Written instruction: Identify the lines bearing the string "full" and gather them.

### Source excerpt ###

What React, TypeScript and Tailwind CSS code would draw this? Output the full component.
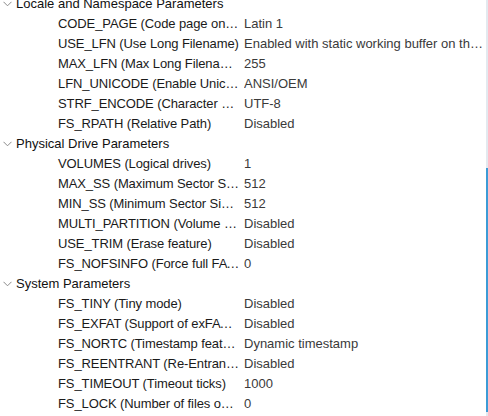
import React from 'react';

type Param = { name: string; value: string };
type Group = { title: string; items: Param[] };

const groups: Group[] = [
  {
    title: 'Locale and Namespace Parameters',
    items: [
      { name: 'CODE_PAGE (Code page on disk)', value: 'Latin 1' },
      { name: 'USE_LFN (Use Long Filename)', value: 'Enabled with static working buffer on the BSS' },
      { name: 'MAX_LFN (Max Long Filename)', value: '255' },
      { name: 'LFN_UNICODE (Enable Unicode)', value: 'ANSI/OEM' },
      { name: 'STRF_ENCODE (Character encoding)', value: 'UTF-8' },
      { name: 'FS_RPATH (Relative Path)', value: 'Disabled' },
    ],
  },
  {
    title: 'Physical Drive Parameters',
    items: [
      { name: 'VOLUMES (Logical drives)', value: '1' },
      { name: 'MAX_SS (Maximum Sector Size in bytes)', value: '512' },
      { name: 'MIN_SS (Minimum Sector Size in bytes)', value: '512' },
      { name: 'MULTI_PARTITION (Volume partitions)', value: 'Disabled' },
      { name: 'USE_TRIM (Erase feature)', value: 'Disabled' },
      { name: 'FS_NOFSINFO (Force full FAT scan)', value: '0' },
    ],
  },
  {
    title: 'System Parameters',
    items: [
      { name: 'FS_TINY (Tiny mode)', value: 'Disabled' },
      { name: 'FS_EXFAT (Support of exFAT file system)', value: 'Disabled' },
      { name: 'FS_NORTC (Timestamp feature)', value: 'Dynamic timestamp' },
      { name: 'FS_REENTRANT (Re-Entrancy)', value: 'Disabled' },
      { name: 'FS_TIMEOUT (Timeout ticks)', value: '1000' },
      { name: 'FS_LOCK (Number of files opened simultaneously)', value: '0' },
    ],
  },
];

function Chevron() {
  return (
    <svg width="9" height="6" viewBox="0 0 9 6" className="shrink-0">
      <path d="M0.5 0.8 L4.5 4.8 L8.5 0.8" fill="none" stroke="#8a8a8a" strokeWidth="1" />
    </svg>
  );
}

export default function App() {
  return (
    <div
      className="relative w-[488px] h-[416px] overflow-hidden bg-white text-[13px] leading-[20px]"
      style={{ fontFamily: '"Liberation Sans", Arial, sans-serif' }}
    >
      <div className="-mt-[6px]">
        {groups.map((g) => (
          <div key={g.title}>
            {/* Category row */}
            <div className="flex items-center h-[20px] pl-[3px] gap-[4px] text-[#111]">
              <Chevron />
              <span className="whitespace-nowrap">{g.title}</span>
            </div>
            {g.items.map((p) => (
              <div key={p.name} className="grid grid-cols-[244px_240px] h-[20px]">
                <div className="pl-[58px] pr-[4px] truncate text-[#1a1a1a] tracking-[-0.1px]">{p.name}</div>
                <div className="truncate text-[#3a3a3a]">{p.value}</div>
              </div>
            ))}
          </div>
        ))}
      </div>

      {/* scrollbar overlay */}
      <div className="absolute right-0 top-0 bottom-0 w-[2px] bg-[#e3e9ef]">
        <div className="absolute left-0 right-0 top-[168px] h-[244px] bg-[#3c9bd6]" />
      </div>
    </div>
  );
}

###

Output below:
What React, TypeScript and Tailwind CSS code would draw this? Output the full component.
      { name: 'FS_NOFSINFO (Force full FAT scan)', value: '0' },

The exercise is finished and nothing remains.